3) Terrain or delayed descent not a factor
In this case maximum performance is not needed and the aircraft can be flown using OEI and normal company speeds/ normal VNAV descent as required.
Icing & Aircraft Performance Considerations
Only engine icing is considered in fuel planning, but airframe icing will adversely affect aircraft performance aerodynamically and by adding weight. Moreover, with one engine out, wing de-icing could be asymmetric. If the OEI descent involves either descent through an icing layer or stabilisation within the layer, the Commander should consider increasing descent speed to minimise the time spent within the layer and, if necessary, establishing a lower single engine cruise altitude that is below the icing layer. Where the icing layer extends below Minimum Safe Altitude (MSA), this should have been considered before the flight at the planning stage. The availability of oxygen escape routes may be helpful for such decision-making.

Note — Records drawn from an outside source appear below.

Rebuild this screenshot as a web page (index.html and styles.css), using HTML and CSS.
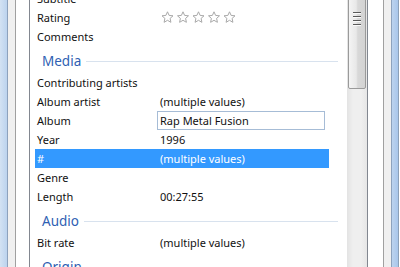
FILE: index.html
```html
<!DOCTYPE html>
<html>
<head>
<meta charset="utf-8">
<link rel="stylesheet" href="styles.css">
</head>
<body>
<div class="win">
  <div class="frame frame-l"></div>
  <div class="dlg dlg-l"></div>
  <div class="page page-l"></div>
  <div class="list">
    <div class="content">
      <div class="row"><span class="lbl">Subtitle</span><span class="val"></span></div>
      <div class="row"><span class="lbl">Rating</span><span class="val stars">
        <svg width="80" height="13" viewBox="0 0 80 13">
          <g fill="#fff" stroke="#a9a9a9" stroke-width="1" stroke-linejoin="round">
            <path d="M6.5 0.8 L8.1 4.4 L12 4.8 L9.1 7.4 L9.9 11.3 L6.5 9.3 L3.1 11.3 L3.9 7.4 L1 4.8 L4.9 4.4 Z"/>
            <path transform="translate(15.5 0)" d="M6.5 0.8 L8.1 4.4 L12 4.8 L9.1 7.4 L9.9 11.3 L6.5 9.3 L3.1 11.3 L3.9 7.4 L1 4.8 L4.9 4.4 Z"/>
            <path transform="translate(31 0)" d="M6.5 0.8 L8.1 4.4 L12 4.8 L9.1 7.4 L9.9 11.3 L6.5 9.3 L3.1 11.3 L3.9 7.4 L1 4.8 L4.9 4.4 Z"/>
            <path transform="translate(46.5 0)" d="M6.5 0.8 L8.1 4.4 L12 4.8 L9.1 7.4 L9.9 11.3 L6.5 9.3 L3.1 11.3 L3.9 7.4 L1 4.8 L4.9 4.4 Z"/>
            <path transform="translate(62 0)" d="M6.5 0.8 L8.1 4.4 L12 4.8 L9.1 7.4 L9.9 11.3 L6.5 9.3 L3.1 11.3 L3.9 7.4 L1 4.8 L4.9 4.4 Z"/>
          </g>
        </svg></span></div>
      <div class="row"><span class="lbl">Comments</span><span class="val"></span></div>
      <div class="group"><span class="gname">Media</span><span class="gline"></span></div>
      <div class="row"><span class="lbl">Contributing artists</span><span class="val"></span></div>
      <div class="row"><span class="lbl">Album artist</span><span class="val">(multiple values)</span></div>
      <div class="row"><span class="lbl">Album</span><span class="val edit"><span class="box">Rap Metal Fusion</span></span></div>
      <div class="row"><span class="lbl">Year</span><span class="val">1996</span></div>
      <div class="row sel"><span class="lbl">#</span><span class="val">(multiple values)</span></div>
      <div class="row"><span class="lbl">Genre</span><span class="val"></span></div>
      <div class="row"><span class="lbl">Length</span><span class="val">00:27:55</span></div>
      <div class="group"><span class="gname">Audio</span><span class="gline"></span></div>
      <div class="row"><span class="lbl">Bit rate</span><span class="val">(multiple values)</span></div>
      <div class="group"><span class="gname">Origin</span><span class="gline"></span></div>
    </div>
    <div class="scroll">
      <div class="thumb"><div class="grip"><i></i><i></i><i></i><i></i></div></div>
    </div>
  </div>
  <div class="page page-r"></div>
  <div class="dlg dlg-r"></div>
  <div class="frame frame-r"></div>
</div>
</body>
</html>
```
FILE: styles.css
```css
html, body {
  margin: 0;
  padding: 0;
  width: 400px;
  height: 267px;
  overflow: hidden;
  background: #fff;
}
.win {
  display: flex;
  width: 400px;
  height: 267px;
  font-family: "Noto Sans", "Open Sans", sans-serif;
  font-size: 11px;
  color: #111;
}
.frame {
  width: 7px;
  background: linear-gradient(to right, #d3e2f3, #bcd3ee);
}
.frame-l { border-right: 1px solid #8da2bd; }
.frame-r {
  border-left: 1px solid #8da2bd;
  border-right: 1px solid #8ba0b8;
  width: 6px;
  background: linear-gradient(to right, #bcd3ee, #a9c6ea);
}
.dlg {
  background: #f0f0f0;
}
.dlg-l { width: 7px; border-right: 1px solid #a0a0a0; }
.dlg-r { width: 7px; border-left: 1px solid #a0a0a0; }
.page {
  background: #fff;
}
.page-l { width: 13px; }
.page-r { width: 15px; }
.list {
  display: flex;
  width: 337px;
  border-left: 1px solid #828790;
  border-right: 1px solid #828790;
  overflow: hidden;
}
.content {
  width: 317px;
  margin-top: -11px;
  display: flex;
  flex-direction: column;
}
.row {
  display: flex;
  align-items: center;
  height: 19px;
  margin-left: 5px;
  width: 294px;
  line-height: 19px;
  white-space: nowrap;
}
.lbl {
  width: 120px;
  padding-left: 2px;
}
.val {
  flex: 1;
  padding-left: 3px;
  display: flex;
  align-items: center;
}
.stars { padding-left: 4px; }
.stars svg { display: block; }
.edit { padding-left: 0; }
.box {
  box-sizing: border-box;
  width: 168px;
  height: 19px;
  line-height: 17px;
  border: 1px solid #a6bcd6;
  padding-left: 2px;
  background: #fff;
}
.sel {
  background: #3399ff;
  color: #fff;
}
.group {
  display: flex;
  align-items: center;
  height: 27px;
  box-sizing: border-box;
  padding-top: 6px;
  padding-bottom: 3px;
  margin-left: 12px;
  width: 296px;
}
.gname {
  font-size: 13.5px;
  line-height: 18px;
  color: #2f5fb3;
  padding-right: 5px;
}
.gline {
  flex: 1;
  height: 1px;
  background: #d8e2ee;
}
.scroll {
  width: 20px;
  background: linear-gradient(to right, #e3e3e3, #efefef 30%, #efefef 70%, #e6e6e6);
}
.thumb {
  box-sizing: border-box;
  margin-left: 1px;
  width: 18px;
  height: 92px;
  margin-top: -3px;
  border: 1px solid #9a9a9a;
  border-radius: 2px;
  background: linear-gradient(to right, #f4f4f4, #e8e8e8 45%, #d8d8d8 55%, #d3d3d3);
  display: flex;
  align-items: flex-start;
  justify-content: center;
  padding-top: 14px;
}
.grip {
  display: flex;
  flex-direction: column;
  gap: 2px;
  width: 8px;
}
.grip i {
  display: block;
  height: 1px;
  background: #5a5a5a;
  border-bottom: 1px solid #fbfbfb;
}
```
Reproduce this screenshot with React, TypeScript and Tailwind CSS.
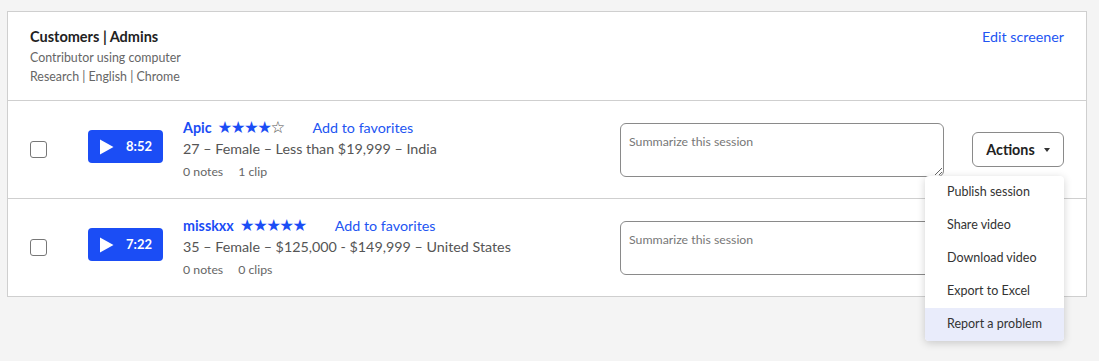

Smaller twin-engined aircraft with less excess power and operating at lower altitudes are likely to need to consider MSA, icing and escape routes on a more regular basis.
NOTE: In this context MSA is used generically and the Operator may provide guidance on the use of Grid MORA and minimum altitudes on an escape chart.
As well as icing, other factors can prevent an aircraft from meeting the performance published in the manuals and aircraft age, servicing and an incorrect ZFW may contribute to a lower drift down altitude and single pressurisation pack performance may not be able to maintain the required cabin altitude. These factors could also influence the outcome of the crew’s decision-making process.